_Records supplied_.
══════════════════════════════

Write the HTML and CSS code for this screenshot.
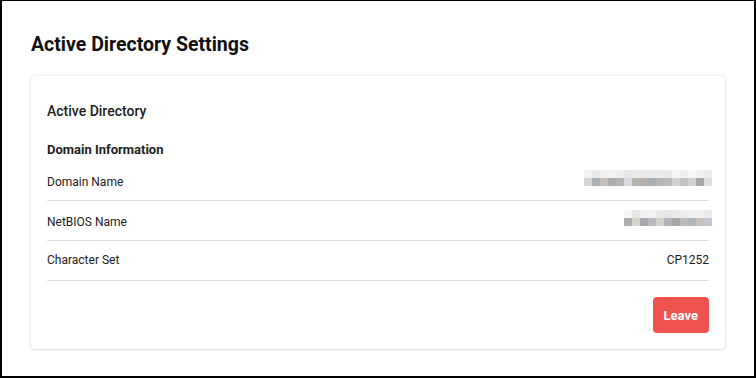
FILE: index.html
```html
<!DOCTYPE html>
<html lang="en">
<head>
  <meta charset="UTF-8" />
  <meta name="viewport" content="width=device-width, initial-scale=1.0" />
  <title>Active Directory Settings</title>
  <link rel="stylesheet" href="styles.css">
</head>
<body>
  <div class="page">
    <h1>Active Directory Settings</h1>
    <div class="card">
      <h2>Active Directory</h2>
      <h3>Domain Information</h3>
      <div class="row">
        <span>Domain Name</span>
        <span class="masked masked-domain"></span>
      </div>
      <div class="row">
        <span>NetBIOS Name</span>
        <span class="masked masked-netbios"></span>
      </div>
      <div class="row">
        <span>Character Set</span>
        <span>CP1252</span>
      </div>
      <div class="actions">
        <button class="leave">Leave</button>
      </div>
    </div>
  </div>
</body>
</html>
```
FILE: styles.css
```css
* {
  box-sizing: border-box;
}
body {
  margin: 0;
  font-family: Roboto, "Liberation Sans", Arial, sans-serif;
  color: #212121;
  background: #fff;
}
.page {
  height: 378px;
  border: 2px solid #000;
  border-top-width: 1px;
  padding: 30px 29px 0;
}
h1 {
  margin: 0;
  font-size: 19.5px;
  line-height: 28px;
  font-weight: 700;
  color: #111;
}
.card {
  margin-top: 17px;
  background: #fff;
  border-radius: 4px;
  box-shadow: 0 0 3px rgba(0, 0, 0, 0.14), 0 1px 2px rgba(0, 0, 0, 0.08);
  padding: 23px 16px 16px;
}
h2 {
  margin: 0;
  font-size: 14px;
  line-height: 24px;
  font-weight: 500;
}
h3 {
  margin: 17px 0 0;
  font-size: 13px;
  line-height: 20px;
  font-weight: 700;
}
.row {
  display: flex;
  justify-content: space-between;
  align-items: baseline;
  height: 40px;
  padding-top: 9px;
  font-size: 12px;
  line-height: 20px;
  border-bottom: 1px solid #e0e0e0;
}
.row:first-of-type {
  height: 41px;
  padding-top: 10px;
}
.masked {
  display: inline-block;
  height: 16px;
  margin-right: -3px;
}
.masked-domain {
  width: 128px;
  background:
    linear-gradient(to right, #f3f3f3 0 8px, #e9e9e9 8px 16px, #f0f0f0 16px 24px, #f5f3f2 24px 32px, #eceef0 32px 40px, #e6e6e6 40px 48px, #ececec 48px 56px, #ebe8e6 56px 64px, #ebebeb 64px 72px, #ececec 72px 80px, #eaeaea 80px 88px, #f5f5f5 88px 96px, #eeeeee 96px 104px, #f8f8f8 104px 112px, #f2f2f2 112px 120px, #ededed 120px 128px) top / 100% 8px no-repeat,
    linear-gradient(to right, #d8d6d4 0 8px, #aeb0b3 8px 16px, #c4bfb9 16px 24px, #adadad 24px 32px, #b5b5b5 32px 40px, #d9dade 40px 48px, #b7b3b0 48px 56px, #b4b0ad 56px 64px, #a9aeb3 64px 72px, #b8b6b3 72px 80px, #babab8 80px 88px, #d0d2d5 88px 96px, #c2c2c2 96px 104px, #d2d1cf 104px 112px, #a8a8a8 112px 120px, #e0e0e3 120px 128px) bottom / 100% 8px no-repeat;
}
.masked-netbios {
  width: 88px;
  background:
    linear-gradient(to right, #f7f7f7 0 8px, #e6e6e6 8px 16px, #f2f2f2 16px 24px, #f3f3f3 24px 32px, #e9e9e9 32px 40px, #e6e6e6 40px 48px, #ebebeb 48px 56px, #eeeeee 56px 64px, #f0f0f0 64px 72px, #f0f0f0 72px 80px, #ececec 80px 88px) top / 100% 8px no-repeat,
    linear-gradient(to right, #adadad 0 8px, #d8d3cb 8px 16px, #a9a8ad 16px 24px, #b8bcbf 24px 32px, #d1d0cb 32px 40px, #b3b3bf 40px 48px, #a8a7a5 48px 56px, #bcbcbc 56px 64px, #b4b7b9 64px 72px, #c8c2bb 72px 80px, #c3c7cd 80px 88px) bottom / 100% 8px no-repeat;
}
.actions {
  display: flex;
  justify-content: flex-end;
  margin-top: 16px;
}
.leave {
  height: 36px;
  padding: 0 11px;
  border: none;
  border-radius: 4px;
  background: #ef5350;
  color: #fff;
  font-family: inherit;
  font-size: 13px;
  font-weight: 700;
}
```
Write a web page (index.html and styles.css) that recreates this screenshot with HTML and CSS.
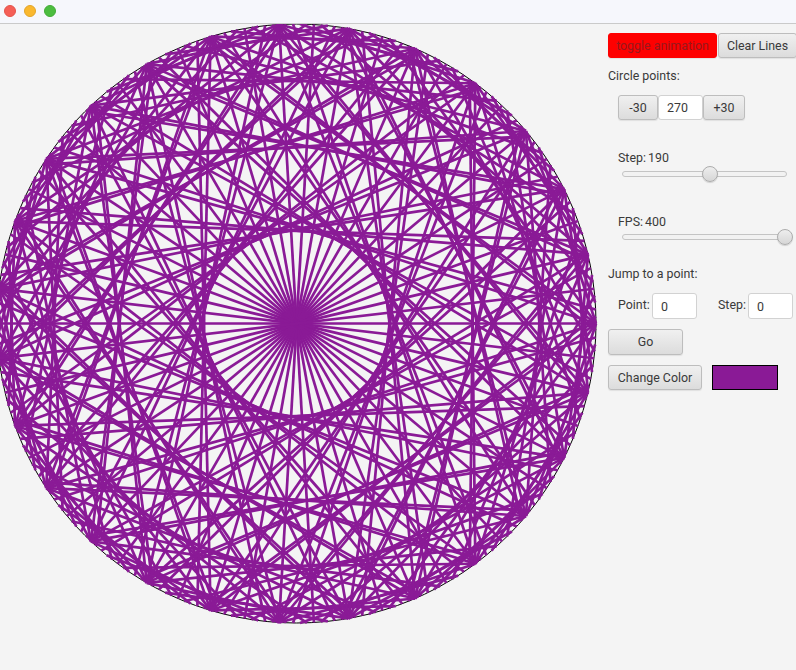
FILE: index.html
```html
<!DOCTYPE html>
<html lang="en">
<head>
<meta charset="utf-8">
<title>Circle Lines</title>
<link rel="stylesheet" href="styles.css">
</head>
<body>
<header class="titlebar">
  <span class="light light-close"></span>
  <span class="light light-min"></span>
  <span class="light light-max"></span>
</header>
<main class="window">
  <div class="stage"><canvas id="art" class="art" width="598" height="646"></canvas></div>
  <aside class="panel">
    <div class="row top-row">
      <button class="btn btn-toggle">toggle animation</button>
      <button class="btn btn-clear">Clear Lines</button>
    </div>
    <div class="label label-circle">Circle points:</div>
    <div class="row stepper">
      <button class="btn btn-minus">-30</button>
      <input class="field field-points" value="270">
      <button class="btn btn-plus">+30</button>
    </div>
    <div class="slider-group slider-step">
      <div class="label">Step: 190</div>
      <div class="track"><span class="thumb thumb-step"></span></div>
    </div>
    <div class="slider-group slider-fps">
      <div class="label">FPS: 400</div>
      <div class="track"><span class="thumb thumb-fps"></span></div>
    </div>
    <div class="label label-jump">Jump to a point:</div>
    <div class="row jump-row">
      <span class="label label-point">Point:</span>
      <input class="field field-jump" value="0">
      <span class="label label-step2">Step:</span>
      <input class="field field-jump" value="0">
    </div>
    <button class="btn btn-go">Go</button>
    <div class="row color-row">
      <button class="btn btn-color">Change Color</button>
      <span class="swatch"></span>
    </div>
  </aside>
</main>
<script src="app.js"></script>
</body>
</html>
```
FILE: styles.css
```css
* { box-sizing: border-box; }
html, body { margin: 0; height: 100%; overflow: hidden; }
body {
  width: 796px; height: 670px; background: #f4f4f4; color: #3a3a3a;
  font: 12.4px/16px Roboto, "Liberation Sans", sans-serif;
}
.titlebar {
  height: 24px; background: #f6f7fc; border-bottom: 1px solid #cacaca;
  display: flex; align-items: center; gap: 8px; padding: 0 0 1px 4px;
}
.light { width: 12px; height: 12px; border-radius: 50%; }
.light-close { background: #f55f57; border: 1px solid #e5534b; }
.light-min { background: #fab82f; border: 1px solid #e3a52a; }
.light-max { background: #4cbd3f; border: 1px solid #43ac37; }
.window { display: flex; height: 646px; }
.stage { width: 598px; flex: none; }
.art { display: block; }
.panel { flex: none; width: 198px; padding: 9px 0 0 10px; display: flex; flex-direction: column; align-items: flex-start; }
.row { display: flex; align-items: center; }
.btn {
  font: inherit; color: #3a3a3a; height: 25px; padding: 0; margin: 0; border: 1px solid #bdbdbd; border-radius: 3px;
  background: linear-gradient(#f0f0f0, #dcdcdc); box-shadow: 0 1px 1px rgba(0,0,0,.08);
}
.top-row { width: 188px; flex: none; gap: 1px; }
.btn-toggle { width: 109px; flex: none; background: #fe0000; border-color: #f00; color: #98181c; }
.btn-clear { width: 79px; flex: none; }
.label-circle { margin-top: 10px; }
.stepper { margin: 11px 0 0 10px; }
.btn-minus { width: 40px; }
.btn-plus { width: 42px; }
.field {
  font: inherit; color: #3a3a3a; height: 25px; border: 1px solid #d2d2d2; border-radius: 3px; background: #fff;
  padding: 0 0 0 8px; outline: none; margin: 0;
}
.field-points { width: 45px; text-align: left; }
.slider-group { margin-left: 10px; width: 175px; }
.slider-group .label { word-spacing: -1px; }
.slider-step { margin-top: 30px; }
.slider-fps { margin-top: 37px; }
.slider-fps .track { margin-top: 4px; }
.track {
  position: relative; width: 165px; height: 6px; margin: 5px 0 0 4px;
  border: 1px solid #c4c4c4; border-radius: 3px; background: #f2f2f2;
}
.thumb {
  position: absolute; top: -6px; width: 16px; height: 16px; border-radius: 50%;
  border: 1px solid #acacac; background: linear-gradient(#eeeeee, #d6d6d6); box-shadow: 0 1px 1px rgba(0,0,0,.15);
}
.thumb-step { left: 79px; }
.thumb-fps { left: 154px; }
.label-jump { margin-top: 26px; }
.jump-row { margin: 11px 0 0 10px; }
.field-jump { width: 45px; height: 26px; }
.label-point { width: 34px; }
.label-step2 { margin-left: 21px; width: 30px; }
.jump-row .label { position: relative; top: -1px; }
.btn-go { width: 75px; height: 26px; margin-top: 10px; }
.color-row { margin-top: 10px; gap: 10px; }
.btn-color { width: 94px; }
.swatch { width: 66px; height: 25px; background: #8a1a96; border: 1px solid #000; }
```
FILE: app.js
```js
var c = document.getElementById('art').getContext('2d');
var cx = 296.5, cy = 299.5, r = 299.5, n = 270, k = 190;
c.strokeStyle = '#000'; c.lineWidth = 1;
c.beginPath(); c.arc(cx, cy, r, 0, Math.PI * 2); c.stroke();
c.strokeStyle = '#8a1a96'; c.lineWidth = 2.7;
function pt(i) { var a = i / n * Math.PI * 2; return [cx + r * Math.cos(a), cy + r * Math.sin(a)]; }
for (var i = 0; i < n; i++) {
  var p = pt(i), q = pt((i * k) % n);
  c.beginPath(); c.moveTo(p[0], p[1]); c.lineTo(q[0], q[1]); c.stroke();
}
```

══════════════════════════════

_What to do_.
Count how many lines of the data include the word "screenshot". Your reply should be that number alone.

_Exercise solution_.
2